If you're talking about gravitational redshift, because the light is climbing out of the gravity well of a planet or star, there actually is a conserved energy involved--but it's not the one you're thinking of. In this case, there is a time translation symmetry involved (at least if we consider the planet or star to be an isolated system), and the associated conserved energy, from Noether's Theorem, is called "energy at infinity". But, as the name implies, only an observer at rest at infinity will actually measure the light's energy to be that value. An observer at rest at a finite altitude will measure a different value, which decreases with altitude (and approaches the energy at infinity as a limit). So when we say the light "redshifts" in climbing out of the gravity well, what we actually mean is that observers at higher altitudes measure its energy (or frequency) to be lower. In other words, the "energy" that changes with altitude isn't a property of the light alone; it's a property of the interaction of the light with the observer and their measuring device.
If you're talking about cosmological redshifts, due to the expansion of the universe, here there's no time translation symmetry involved and therefore Noether's Theorem doesn't apply and there is indeed no conserved energy at all.
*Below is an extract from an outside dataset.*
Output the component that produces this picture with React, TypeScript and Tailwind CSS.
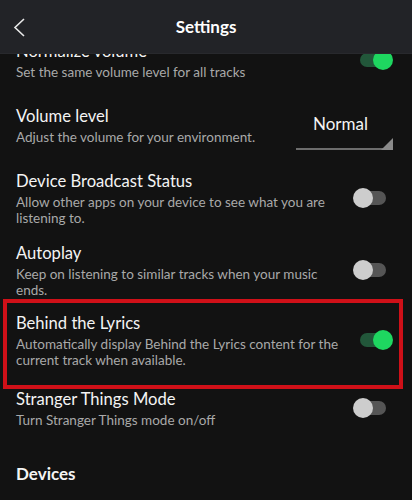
import React from "react";

function Toggle({ on }: { on: boolean }) {
  return (
    <div className="relative h-[20px] w-[40px] shrink-0">
      <div
        className={
          "absolute left-[7px] right-[7px] top-[3px] h-[14px] rounded-full " +
          (on ? "bg-[#22573a]" : "bg-[#555555]")
        }
      />
      <div
        className={
          "absolute top-0 h-[20px] w-[20px] rounded-full " +
          (on ? "right-0 bg-[#1ed760]" : "left-0 bg-[#cdcdcd]")
        }
      />
    </div>
  );
}

function Row({
  title,
  sub,
  on,
  className = "",
}: {
  title: string;
  sub: React.ReactNode;
  on: boolean;
  className?: string;
}) {
  return (
    <div className={"flex items-center pl-[16px] pr-[19px] " + className}>
      <div className="flex-1 pr-[6px]">
        <div className="text-[16.6px] leading-[22px] text-[#f4f4f4]">{title}</div>
        <div className="mt-[2px] text-[13.5px] leading-[16px] text-[#a9a9a9]">{sub}</div>
      </div>
      <Toggle on={on} />
    </div>
  );
}

export default function App() {
  return (
    <div className="h-[500px] w-[412px] overflow-hidden bg-[#121212] font-[Lato,sans-serif]">
      <div className="relative z-10 flex h-[54px] items-center justify-center border-b border-[#28292d] bg-[#222327]">
        <svg
          className="absolute left-[13px] top-[18px]"
          width="12"
          height="19"
          viewBox="0 0 12 19"
          fill="none"
        >
          <path d="M11 1 L2 9.5 L11 18" stroke="#e8e8e8" strokeWidth="1.6" strokeLinejoin="miter" />
        </svg>
        <div className="text-[17px] font-bold text-white">Settings</div>
      </div>

      <Row
        className="-mt-[22px] py-[8px]"
        title="Normalize volume"
        sub="Set the same volume level for all tracks"
        on={true}
      />

      <div className="flex items-start pl-[16px] pr-[19px] pt-[17px] pb-[12px]">
        <div className="flex-1">
          <div className="text-[16.6px] leading-[22px] text-[#f4f4f4]">Volume level</div>
          <div className="mt-[2px] text-[13.5px] leading-[16px] text-[#a9a9a9]">
            Adjust the volume for your environment.
          </div>
        </div>
        <div className="relative mt-[5px] h-[40px] w-[97px] shrink-0 border-b-2 border-[#6d6d6d] pl-[17px] pt-[3px]">
          <div className="text-[17px] leading-[22px] text-[#f4f4f4]">Normal</div>
          <svg className="absolute bottom-[-2px] right-0" width="12" height="12" viewBox="0 0 12 12">
            <polygon points="12,0 12,12 0,12" fill="#8a8a8a" />
          </svg>
        </div>
      </div>

      <Row
        className="py-[8px]"
        title="Device Broadcast Status"
        sub="Allow other apps on your device to see what you are listening to."
        on={false}
      />
      <Row
        className="py-[8px]"
        title="Autoplay"
        sub="Keep on listening to similar tracks when your music ends."
        on={false}
      />
      <div className="relative">
        <Row
          className="pt-[6px] pb-[12px]"
          title="Behind the Lyrics"
          sub="Automatically display Behind the Lyrics content for the current track when available."
          on={true}
        />
        <div className="pointer-events-none absolute -top-[7px] -bottom-[9px] left-[3px] right-[9px] border-4 border-[#cf1018]" />
      </div>
      <Row
        className="py-[8px]"
        title="Stranger Things Mode"
        sub="Turn Stranger Things mode on/off"
        on={false}
      />

      <div className="pl-[16px] pt-[27px] text-[17px] font-bold leading-[22px] text-[#f4f4f4]">
        Devices
      </div>
    </div>
  );
}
But even in this case, the redshift is not a property of the light alone; it's a property of the interaction of the light with a particular reference class of observers (the "comoving" observers who always see the universe as homogeneous and isotropic).
Edit: I just looked into this & there are a few explanations for what is going on. Both general relativity & quantum mechanics are incomplete theories but there are several explanations that account for the seeming losses that seem reasonable to me.
1. Lie groups describe local symmetries. Nothing about the global system
2. From a SR point of view, energy in one reference frame does not have to match energy in another reference frame. Just that in each of those reference frames, the energy is conserved.
3. The conservation/constraint in GR is not energy but the divergence of the stress-energy tensor. The "lost" energy of the photo goes into other elements of the tensor.
4. You can get some global conservations when space time exhibits global symmetries. This doesn't apply to an expanding universe. This does apply to non rotating, non charged black holes. Local symmetries still hold.
But there's a much more striking example that highlights just how badly energy conservation can be violated. It's called cosmic inflation. General relativity predicts that if empty space in a 'false vacuum' state will expand exponentially. A false vacuum occurs if empty space has excess energy, which can happen in quantum field theory. But if empty space has excess energy, and more space is being created by expansion, then new energy is being created out of nothing at an exponential rate!
Inflation is currently the best model for what happened before the Big Bang. Space expanded until the false vacuum state decayed, releasing all this free energy to create the big bang.
Alan Guth's book, The Inflationary Universe, is a great book on the topic that is very readable.
https://en.wikipedia.org/wiki/An_Exceptionally_Simple_Theory...
This article is the shallowest I have read from quanta magazine. I expected more, give there articles in mathematics.
> Though they’re defined by just a few rules, groups help illuminate an astonishing range of mysteries.
An astute reader at this point will go look up the definition of groups and come away completely mystified how they illuminate anything (hint: they do not).
A better statement is that many things that illuminate a wide range of mysteries form groups. By themselves, the group laws regarding these things tell you very little. It's the various individual or collective behaviors of certain groups that illuminate these areas.